De Maria’s redden zich nog het best. Als ik een eerste versie van dit verslag aan de oorspronkelijke Maria voorleg, vult zij aan: ‘De vrouw met de witte hond uit het gedicht die ik tegen kwam langs de Kostverlorenvaart vertelde me dat de dode vrouw met een enorme vaart kwam aangedreven, dat vond ik vreemd, een dode die een enorme vaart heeft. Ik was van plan het te gebruiken in mijn gedicht, maar dat is niet helemaal gelukt. Ze vroeg eerst: ‘Was het die vrouw met de rastaharen?’ En toen zei ik: ‘Ik denk het niet, ze denken dat het een Oost-Europese vrouw was.

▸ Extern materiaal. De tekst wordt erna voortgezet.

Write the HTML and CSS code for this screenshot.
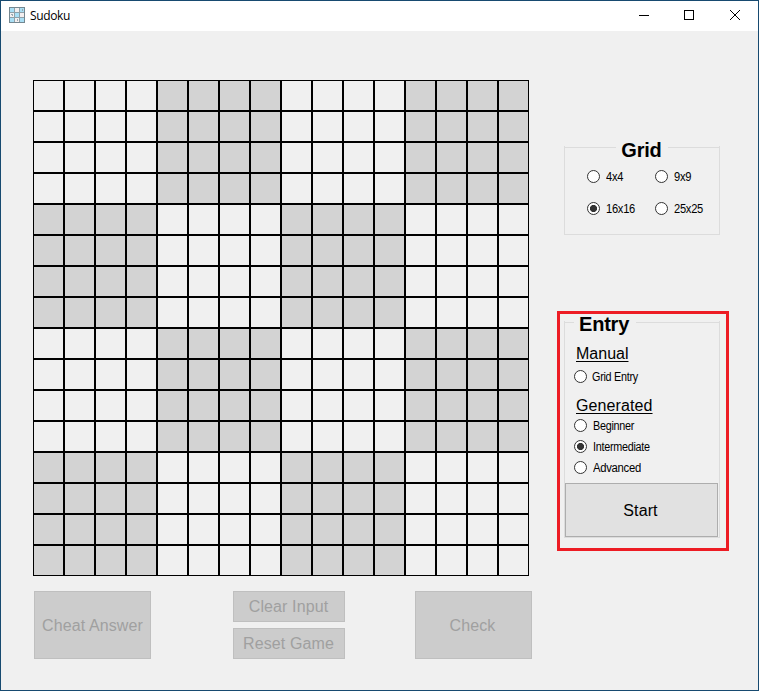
FILE: index.html
```html
<!DOCTYPE html>
<html lang="en">
<head>
<meta charset="utf-8">
<title>Sudoku</title>
<link rel="stylesheet" href="styles.css">
</head>
<body>
<div class="window">
  <header class="titlebar">
    <svg class="app-icon" width="16" height="16" viewBox="0 0 16 16" shape-rendering="crispEdges">
      <path fill="#f3eff0" d="M0 0h16v16H0z"/>
      <path fill="#a9def4" d="M0 0h5v5H0zM11 0h5v5h-5zM6 6h4v4H6zM0 11h5v5H0zM11 11h5v5h-5z"/>
      <path fill="none" stroke="#8fa0a8" d="M5.500 0v16M10.500 0v16M0 5.500h16M0 10.500h16"/>
      <path fill="none" stroke="#748790" d="M.5 .5h15v15H.5z"/>
      <path fill="#9aa9b0" d="M13 2h1v2h-1zM2 7h2v1H2zM3 8h1v1H3zM8 12h1v2H8z"/>
    </svg>
    <h1 class="title">Sudoku</h1>
    <svg class="controls" width="137" height="30" viewBox="0 0 137 30" fill="none" stroke="#000">
      <path d="M18 14.500h10M63.500 9.500h9v9h-9z" shape-rendering="crispEdges"/>
      <path d="M109 9l10 10M119 9l-10 10"/>
    </svg>
  </header>
  <main class="content">
    <section class="play">
      <div class="board" id="board"></div>
      <div class="actions">
        <button class="btn tall" disabled>Cheat Answer</button>
        <div class="stack">
          <button class="btn" disabled>Clear Input</button>
          <button class="btn" disabled>Reset Game</button>
        </div>
        <button class="btn tall check" disabled>Check</button>
      </div>
    </section>
    <aside class="side">
      <section class="group grid-group">
        <div class="legend"><i class="rule"></i><h2>Grid</h2><i class="rule"></i></div>
        <div class="sizes">
          <label class="radio"><input type="radio" name="size"><span>4x4</span></label>
          <label class="radio"><input type="radio" name="size"><span>9x9</span></label>
          <label class="radio"><input type="radio" name="size" checked><span>16x16</span></label>
          <label class="radio"><input type="radio" name="size"><span>25x25</span></label>
        </div>
      </section>
      <div class="highlight">
        <section class="group entry-group">
          <div class="legend"><i class="rule"></i><h2>Entry</h2><i class="rule"></i></div>
          <h3>Manual</h3>
          <label class="radio"><input type="radio" name="entry"><span>Grid Entry</span></label>
          <h3 class="generated">Generated</h3>
          <div class="levels">
            <label class="radio"><input type="radio" name="entry"><span>Beginner</span></label>
            <label class="radio"><input type="radio" name="entry" checked><span>Intermediate</span></label>
            <label class="radio"><input type="radio" name="entry"><span class="advanced">Advanced</span></label>
          </div>
          <button class="btn start">Start</button>
        </section>
      </div>
    </aside>
  </main>
</div>
<script src="board.js"></script>
</body>
</html>
```
FILE: styles.css
```css
* { box-sizing: border-box; }
body { margin: 0; font-family: "Liberation Sans", Arial, sans-serif; color: #000; }
h1, h2, h3 { margin: 0; font-weight: 400; }

.window { width: 759px; height: 691px; border: 1px solid #174a70; background: #f0f0f0; overflow: hidden; }
.titlebar { display: flex; align-items: center; height: 30px; padding-left: 8px; background: #fff; }
.app-icon { margin-top: -2px; }
.title { flex: 1; margin: -1px 0 0 5px; font: 12px/16px "Open Sans", "Noto Sans", sans-serif; letter-spacing: -0.35px; }
.controls { display: block; }

.content { display: flex; padding: 49px 0 0 32px; }
.play { width: 499px; }
.board { display: grid; grid-template-columns: repeat(16, 31px); grid-auto-rows: 31px; }
.cell { border: 1px solid #000; }
.cell.shaded { background: #d3d3d3; }

.actions { display: flex; justify-content: space-between; margin: 15px 0 0 1px; }
.btn { width: 112px; height: 31px; padding: 0 1px 0 0; border: 1px solid #bfbfbf; border-radius: 0; background: #ccc; color: #a0a0a0; font: 16px/18px "Liberation Sans", Arial, sans-serif; letter-spacing: 0.1px; white-space: nowrap; }
.btn.tall { width: 117px; height: 68px; padding: 2px 0 0; }
.btn.check { padding-right: 2px; }
.stack { display: flex; flex-direction: column; gap: 6px; margin-right: 6px; margin-left: 18px; }

.side { padding: 55px 0 0 25px; }
.group { width: 156px; border: 1px solid #dcdcdc; border-top: 0; }
.grid-group { height: 100px; margin-left: 7px; border-image: linear-gradient(transparent 12px, #dcdcdc 12px) 1; }
.legend { display: flex; align-items: center; height: 25px; }
.legend h2 { padding-top: 4px; font-size: 20px; font-weight: 700; line-height: 20px; }
.rule { flex: 1; height: 1px; background: #dcdcdc; }
.grid-group h2 { width: 52px; padding-right: 1px; text-align: center; letter-spacing: -0.2px; }
.sizes { display: grid; grid-template-columns: 68px 68px; row-gap: 18px; padding: 10px 0 0 22px; }

.radio { display: flex; align-items: center; height: 14px; font-size: 12px; line-height: 14px; white-space: nowrap; }
.radio span { margin-left: 6px; letter-spacing: -0.3px; transform: scaleX(0.9); transform-origin: left; }
.sizes .radio span { transform: scaleX(0.93); }
.radio .advanced { transform: scaleX(0.94); }
.radio input { appearance: none; flex: none; width: 13px; height: 13px; margin: -1px 0 0; border: 1px solid #333; border-radius: 50%; background: #fff; }
.radio input:checked { background: radial-gradient(circle, #333 3.200px, #fff 3.900px); }

.highlight { width: 172px; height: 240px; margin-top: 76px; padding: 0 4px; border: 3px solid #ed1c24; }
.entry-group { height: 224px; border-image: linear-gradient(transparent 8px, #dcdcdc 8px) 1; }
.entry-group .legend { height: 17px; }
.entry-group .rule:first-child { flex: 0 0 9px; }
.entry-group h2 { width: 62px; padding-left: 5px; line-height: 17px; letter-spacing: -0.2px; }
.entry-group h3 { height: 18px; margin: 14px 0 0 11px; font-size: 16px; line-height: 18px; text-decoration: underline; text-underline-offset: 2px; text-decoration-thickness: 1px; }
.entry-group .radio { margin-left: 9px; }
.entry-group h3 + .radio { margin-top: 7px; }
.entry-group h3 + .radio span { margin-left: 5px; }
.entry-group h3.generated { margin-top: 13px; letter-spacing: 0.1px; }
.levels { display: flex; flex-direction: column; gap: 7px; margin-top: 4px; }
.btn.start { display: block; width: 153px; height: 54px; margin-top: 8px; padding: 2px 2px 0 0; border-color: #adadad; background: #e1e1e1; color: #000; }
```
FILE: board.js
```javascript
const board = document.getElementById("board");
const size = 16;
const block = 4;
for (let row = 0; row < size; row++) {
  for (let col = 0; col < size; col++) {
    const cell = document.createElement("div");
    const shaded = (Math.floor(row / block) + Math.floor(col / block)) % 2 === 1;
    cell.className = shaded ? "cell shaded" : "cell";
    board.appendChild(cell);
  }
}
```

Maar er zijn vast ook Oost-Europese vrouwen met rastaharen.’ Waarop de vrouw zei: ‘O, dan weet ik wie je bedoelt, die was heel jong.’ Alsof er dagelijks drenkelingen aanspoelen op de Geuzenkade. Het gesprek over de houten Klazen ontstond door mijn vraag aan de Spaanse Maria of Nederlanders anders rond het graf staan dan Spanjaarden. En andere Maria vond van wel.’

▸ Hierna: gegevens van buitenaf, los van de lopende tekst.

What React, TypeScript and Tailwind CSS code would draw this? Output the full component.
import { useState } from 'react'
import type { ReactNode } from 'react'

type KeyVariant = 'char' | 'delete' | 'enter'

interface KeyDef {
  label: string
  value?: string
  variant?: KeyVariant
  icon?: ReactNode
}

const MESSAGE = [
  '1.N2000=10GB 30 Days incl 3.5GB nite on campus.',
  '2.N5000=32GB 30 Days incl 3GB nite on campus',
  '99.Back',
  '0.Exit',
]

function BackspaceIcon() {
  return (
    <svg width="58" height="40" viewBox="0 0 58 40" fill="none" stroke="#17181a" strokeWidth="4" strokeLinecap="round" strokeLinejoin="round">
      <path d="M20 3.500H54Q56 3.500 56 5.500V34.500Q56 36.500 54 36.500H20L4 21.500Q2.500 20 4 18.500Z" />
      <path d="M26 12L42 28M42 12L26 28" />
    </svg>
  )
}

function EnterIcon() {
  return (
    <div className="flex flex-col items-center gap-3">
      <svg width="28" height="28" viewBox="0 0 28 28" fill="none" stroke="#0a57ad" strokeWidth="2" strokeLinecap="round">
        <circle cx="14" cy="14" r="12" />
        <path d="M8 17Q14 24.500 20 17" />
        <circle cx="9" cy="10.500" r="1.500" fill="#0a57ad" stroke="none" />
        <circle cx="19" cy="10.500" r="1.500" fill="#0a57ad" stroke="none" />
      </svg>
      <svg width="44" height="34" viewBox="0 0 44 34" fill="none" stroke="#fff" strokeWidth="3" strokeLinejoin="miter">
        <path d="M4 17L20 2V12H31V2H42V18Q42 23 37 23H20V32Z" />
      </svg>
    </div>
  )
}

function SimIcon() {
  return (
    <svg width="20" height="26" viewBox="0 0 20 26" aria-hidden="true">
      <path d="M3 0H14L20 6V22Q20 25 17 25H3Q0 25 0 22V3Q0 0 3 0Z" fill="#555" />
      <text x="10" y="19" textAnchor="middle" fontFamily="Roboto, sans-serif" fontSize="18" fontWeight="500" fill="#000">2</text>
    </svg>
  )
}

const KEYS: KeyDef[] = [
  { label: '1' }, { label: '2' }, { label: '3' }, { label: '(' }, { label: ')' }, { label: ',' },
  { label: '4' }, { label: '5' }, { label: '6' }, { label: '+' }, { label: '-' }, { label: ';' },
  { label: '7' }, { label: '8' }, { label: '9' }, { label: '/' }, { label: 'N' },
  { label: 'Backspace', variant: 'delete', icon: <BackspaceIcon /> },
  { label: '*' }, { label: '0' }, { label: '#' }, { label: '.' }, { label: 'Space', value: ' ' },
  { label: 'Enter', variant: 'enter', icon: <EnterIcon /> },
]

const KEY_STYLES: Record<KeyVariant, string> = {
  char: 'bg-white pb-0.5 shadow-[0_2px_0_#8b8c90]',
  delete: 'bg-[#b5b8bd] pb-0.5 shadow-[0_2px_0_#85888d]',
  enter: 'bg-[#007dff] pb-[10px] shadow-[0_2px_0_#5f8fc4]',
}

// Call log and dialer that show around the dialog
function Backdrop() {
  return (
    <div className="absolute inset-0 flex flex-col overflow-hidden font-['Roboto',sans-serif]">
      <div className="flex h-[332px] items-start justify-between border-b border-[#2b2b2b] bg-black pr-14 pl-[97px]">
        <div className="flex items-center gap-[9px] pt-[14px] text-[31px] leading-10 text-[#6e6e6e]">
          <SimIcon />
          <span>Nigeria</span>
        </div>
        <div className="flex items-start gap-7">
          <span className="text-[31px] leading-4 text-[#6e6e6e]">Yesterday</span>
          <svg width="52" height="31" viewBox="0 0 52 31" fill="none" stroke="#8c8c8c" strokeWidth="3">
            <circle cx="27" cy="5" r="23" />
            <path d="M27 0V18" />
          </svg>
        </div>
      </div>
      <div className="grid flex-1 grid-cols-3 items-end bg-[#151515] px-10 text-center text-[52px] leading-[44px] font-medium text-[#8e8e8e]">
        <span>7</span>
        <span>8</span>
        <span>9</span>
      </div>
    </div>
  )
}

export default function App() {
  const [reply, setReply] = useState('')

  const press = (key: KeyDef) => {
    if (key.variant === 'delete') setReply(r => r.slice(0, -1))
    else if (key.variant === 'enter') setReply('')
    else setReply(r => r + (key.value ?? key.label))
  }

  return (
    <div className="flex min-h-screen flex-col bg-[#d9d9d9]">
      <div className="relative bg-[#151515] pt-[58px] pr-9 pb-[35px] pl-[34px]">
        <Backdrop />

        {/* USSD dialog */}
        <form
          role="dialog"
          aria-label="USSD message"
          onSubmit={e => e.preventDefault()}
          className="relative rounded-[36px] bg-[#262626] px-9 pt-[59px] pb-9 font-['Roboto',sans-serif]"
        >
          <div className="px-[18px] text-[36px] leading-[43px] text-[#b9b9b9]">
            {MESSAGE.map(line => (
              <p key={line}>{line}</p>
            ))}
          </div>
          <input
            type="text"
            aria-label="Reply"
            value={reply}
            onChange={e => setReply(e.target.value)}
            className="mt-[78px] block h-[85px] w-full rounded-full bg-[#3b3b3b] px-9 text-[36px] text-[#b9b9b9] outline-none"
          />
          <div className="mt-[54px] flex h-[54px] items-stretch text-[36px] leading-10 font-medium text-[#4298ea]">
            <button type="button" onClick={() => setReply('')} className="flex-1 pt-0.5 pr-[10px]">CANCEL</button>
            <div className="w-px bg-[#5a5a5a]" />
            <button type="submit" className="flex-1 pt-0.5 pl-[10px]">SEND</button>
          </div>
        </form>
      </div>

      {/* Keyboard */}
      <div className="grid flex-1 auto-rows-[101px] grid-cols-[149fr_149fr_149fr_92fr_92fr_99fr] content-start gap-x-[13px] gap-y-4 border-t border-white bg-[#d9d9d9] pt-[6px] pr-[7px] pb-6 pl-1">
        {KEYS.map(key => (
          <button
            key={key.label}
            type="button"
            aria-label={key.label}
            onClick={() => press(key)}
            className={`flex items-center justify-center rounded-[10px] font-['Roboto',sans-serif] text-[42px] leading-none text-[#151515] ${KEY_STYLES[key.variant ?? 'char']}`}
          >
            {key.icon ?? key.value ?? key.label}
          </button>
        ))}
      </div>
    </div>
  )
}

Ja. Dat weet ik nog, dat andere Maria sprak over hard huilen bij het graf. Dat Spanjaarden theater maken. Ik zie dat de microfoonhengel nu boven ons hangt, dus ik zwenk mijn camera naar een van de politievrouwen. Zij staat vrij. Ze vond de muziek wat zwaar beginnen, maar daarna werd het toch heel mooi, en het gedicht, ook prachtig, en of ik dan bij de gemeente werk, en wie mijn opdrachtgever is, van die eenvoudige dingen, daarover praten we. Ik vraag naar de mevrouw die we hebben weggebracht. Of ze over haar nog dingen te weten is gekomen. Nee. Er zijn een paar tips nagetrokken, die niet tot resultaat hebben geleid. En ja, de mevrouw lijkt op de foto hooguit vijfentwintig, maar de marge wordt door de patholoog-anatoom altijd heel ruim gesteld: je wilt niets uitsluiten. Tunnelvisie, dat moet je voorkomen. Breed blijven kijken, dat is het beste. Zo nemen we afscheid: breed kijkend.

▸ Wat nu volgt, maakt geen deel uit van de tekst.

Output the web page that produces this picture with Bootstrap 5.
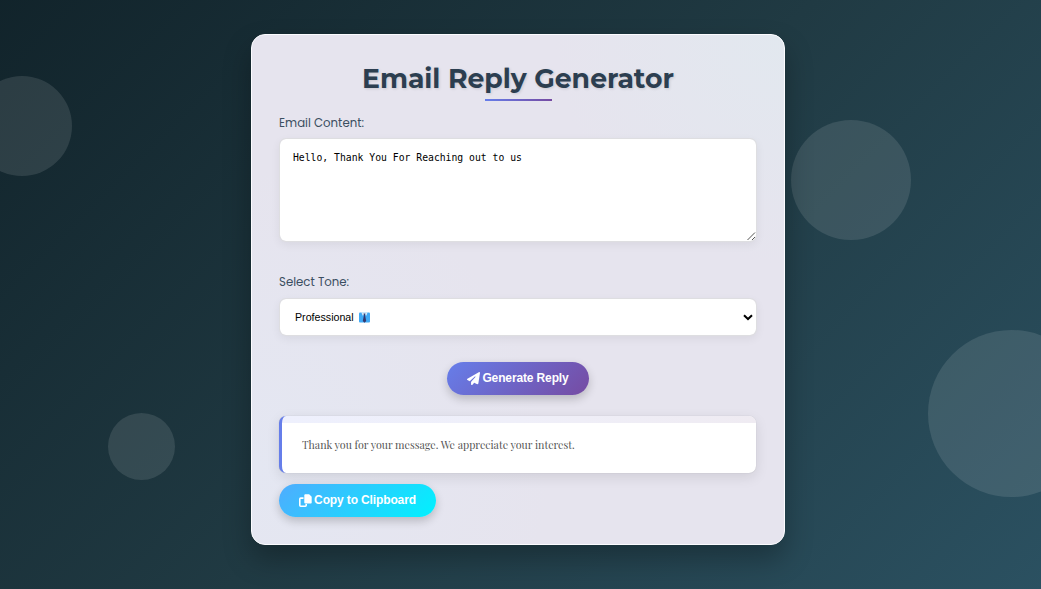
<!DOCTYPE html>
<html lang="en">
<head>
<meta charset="utf-8">
<meta name="viewport" content="width=device-width, initial-scale=1">
<title>Email Reply Generator</title>
<link rel="stylesheet" href="https://cdn.jsdelivr.net/npm/bootstrap@5.3.0/dist/css/bootstrap.min.css">
<style>
body{background:linear-gradient(135deg,#0f2027 -8%,#203a43 50%,#2c5364 105%);min-height:589px;height:100vh;overflow:hidden;font-family:"Liberation Sans",sans-serif}
.orb{border-radius:50%;background:rgba(255,255,255,.11)}
.orb-a{width:100px;height:100px;left:-28px;top:76px}
.orb-b{width:120px;height:120px;left:791px;top:120px}
.orb-wrap{width:113px;height:167px;left:928px;top:330px;overflow:hidden}
.orb-c{width:167px;height:167px}
.orb-d{width:67px;height:67px;left:108px;top:413px}
.panel{width:534px;height:511px;margin:34px 0 0 251px;padding:27px;border:1px solid #fcfcff;border-radius:14px;
background:radial-gradient(circle at 100% 0,#e2e8ef 0,rgba(226,232,239,0) 230px),radial-gradient(circle at 0 85%,#e4e7f2 0,rgba(228,231,242,0) 300px),#e6e4ee;box-shadow:0 14px 28px rgba(0,0,0,.28)}
.title{font:700 26.67px/33px "Montserrat",sans-serif;color:#2c3e50;text-shadow:1px 1px 3px rgba(0,0,0,.13);white-space:nowrap}
.rule{width:67px;height:2px;background:linear-gradient(90deg,#667eea,#764ba2);margin-top:4px}
.lbl{font:400 11.75px/18px "Poppins",sans-serif;color:#3b4e61}
.field{border-radius:7px;background:#fff;border:1px solid rgba(222,222,224,.9);background-clip:padding-box;box-shadow:0 3px 10px rgba(0,0,0,.06);color:#000;width:478px}
.message{display:block;height:104px;padding:11px 13px;font:9.76px/15px "DejaVu Sans Mono",monospace;resize:none;outline:0}
.tone{height:38px;padding:0 15px;font:10.67px/36px "Liberation Sans",sans-serif}
.pill{border-radius:40px;height:33px;color:#fff;font:700 12px/33px "Liberation Sans",sans-serif;letter-spacing:-.13px;padding:0;border:0;box-shadow:0 4px 10px rgba(0,0,0,.2);white-space:nowrap}
.pill-send{width:142px;background:linear-gradient(135deg,#667eea,#764ba2)}
.pill-copy{width:157px;background:linear-gradient(135deg,#4facfe,#00f2fe)}
.reply{height:57px;width:477px;border-left:3px solid #667eea;border-radius:7px;background:linear-gradient(90deg,#eef0fd,#efeff9 50%,#efebf2) top/100% 7px no-repeat,#fff;box-shadow:0 4px 13px rgba(0,0,0,.1),0 0 1px rgba(0,0,0,.22);padding:19px 20px;font:10.67px/20px "Playfair Display","Liberation Serif",serif;color:#555}
</style>
</head>
<body class="position-relative">
<div class="orb orb-a position-absolute"></div>
<div class="orb orb-b position-absolute"></div>
<div class="orb-wrap position-absolute"><div class="orb orb-c"></div></div>
<div class="orb orb-d position-absolute"></div>
<div class="d-flex">
<main class="panel position-relative flex-shrink-0">
  <div class="d-flex flex-column align-items-center">
    <h1 class="title mb-0">Email Reply Generator</h1>
    <div class="rule"></div>
  </div>
  <label class="lbl d-block" for="msg" style="margin-top:13px">Email Content:</label>
  <div class="position-relative" style="margin-top:6px">
    <textarea class="field message" id="msg" spellcheck="false">Hello, Thank You For Reaching out to us</textarea>
    <svg class="position-absolute" style="left:468px;top:94px" width="9" height="9" viewBox="0 0 9 9" stroke="#555" fill="none"><path d="M.5 8 8 .5M5 8l3-3"/></svg>
  </div>
  <div class="lbl" style="margin-top:31px">Select Tone:</div>
  <div class="field tone position-relative d-flex align-items-center" style="margin-top:7px">
    <span>Professional</span>
    <svg style="margin-left:5px" width="11" height="11" viewBox="0 0 11 11"><rect y=".6" width="11" height="10" rx="1" fill="#40a9f5"/><path d="M2.300.3h6.400L7.300 3.800 5.500 2.300 3.700 3.800z" fill="#d8ecfa"/><path d="M4.600 1.500h1.800L6.100 3.500 7.200 9l-1.700 1.700L3.800 9l1.100-5.500z" fill="#34386f"/></svg>
    <svg class="position-absolute" style="left:463px;top:15px" width="10" height="7" viewBox="0 0 10 7" fill="none" stroke="#000" stroke-width="2"><path d="M1 1.200 5 5l4-3.800"/></svg>
  </div>
  <div class="d-flex justify-content-center" style="margin-top:26px">
    <button class="pill pill-send d-flex align-items-center justify-content-center">
      <svg width="13" height="13" viewBox="0 0 512 512" fill="#fff" style="margin-right:2px"><path d="M498 5.600c10 7 15 19 13 31l-64 416c-2 10-8 18-16 23s-19 5-28 2l-120-50-68 74c-9 10-23 13-35 8s-20-17-20-30v-84c0-4 2-8 4-11l168-183c6-6 6-16 0-22s-16-6-22-1L106 360l-89-44C7 311 0 300 0 289s6-22 16-28L464 5c11-6 24-6 34 .6z"/></svg><span>Generate Reply</span>
    </button>
  </div>
  <div class="reply" style="margin-top:21px">Thank you for your message. We appreciate your interest.</div>
  <button class="pill pill-copy d-flex align-items-center justify-content-center" style="margin-top:11px">
    <svg width="13" height="13" viewBox="0 0 13 13" style="margin-right:2px"><path d="M4.500 4.100H1.700a.9.900 0 0 0-.9.900v6.300c0 .5.400.9.900.9h4.600c.5 0 .9-.4.900-.9V10" fill="none" stroke="#fff" stroke-width="1.600"/><path d="M6.500.2h3.600l2.600 2.600v5.600c0 .7-.5 1.200-1.200 1.200H6.500c-.7 0-1.200-.5-1.200-1.200v-7C5.300.7 5.800.2 6.500.2z" fill="#fff"/></svg><span>Copy to Clipboard</span>
  </button>
</main>
</div>
<script src="https://cdn.jsdelivr.net/npm/bootstrap@5.3.0/dist/js/bootstrap.bundle.min.js"></script>
</body>
</html>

Buiten het bereik van het oog van de camera vertelt de uitvaartleidster over haar zoon, die op de Rietveld zit, en dat ze zelf ook bij de kunst betrokken is. Ze heeft laatst zelfs een performance gegeven, zo noem je dat toch? Ze spreekt het woord geaffecteerd uit, op zijn Frans, alsof het een vooroorlogs en exotisch ding betreft, dat bijna uitgestorven is. ‘Een performance,’ dat kan, oordeel ik, in Engelse tongval. Hoe dan ook, ze heeft laatst ergens opgetreden, in Club Trouw, en ze zal dat binnenkort nog ergens doen. De vlag waaronder heet Henk, ik ben er voor uitgenodigd, maar als de volgende performance plaatsvindt, ben ik onzichtbaar op vakantie.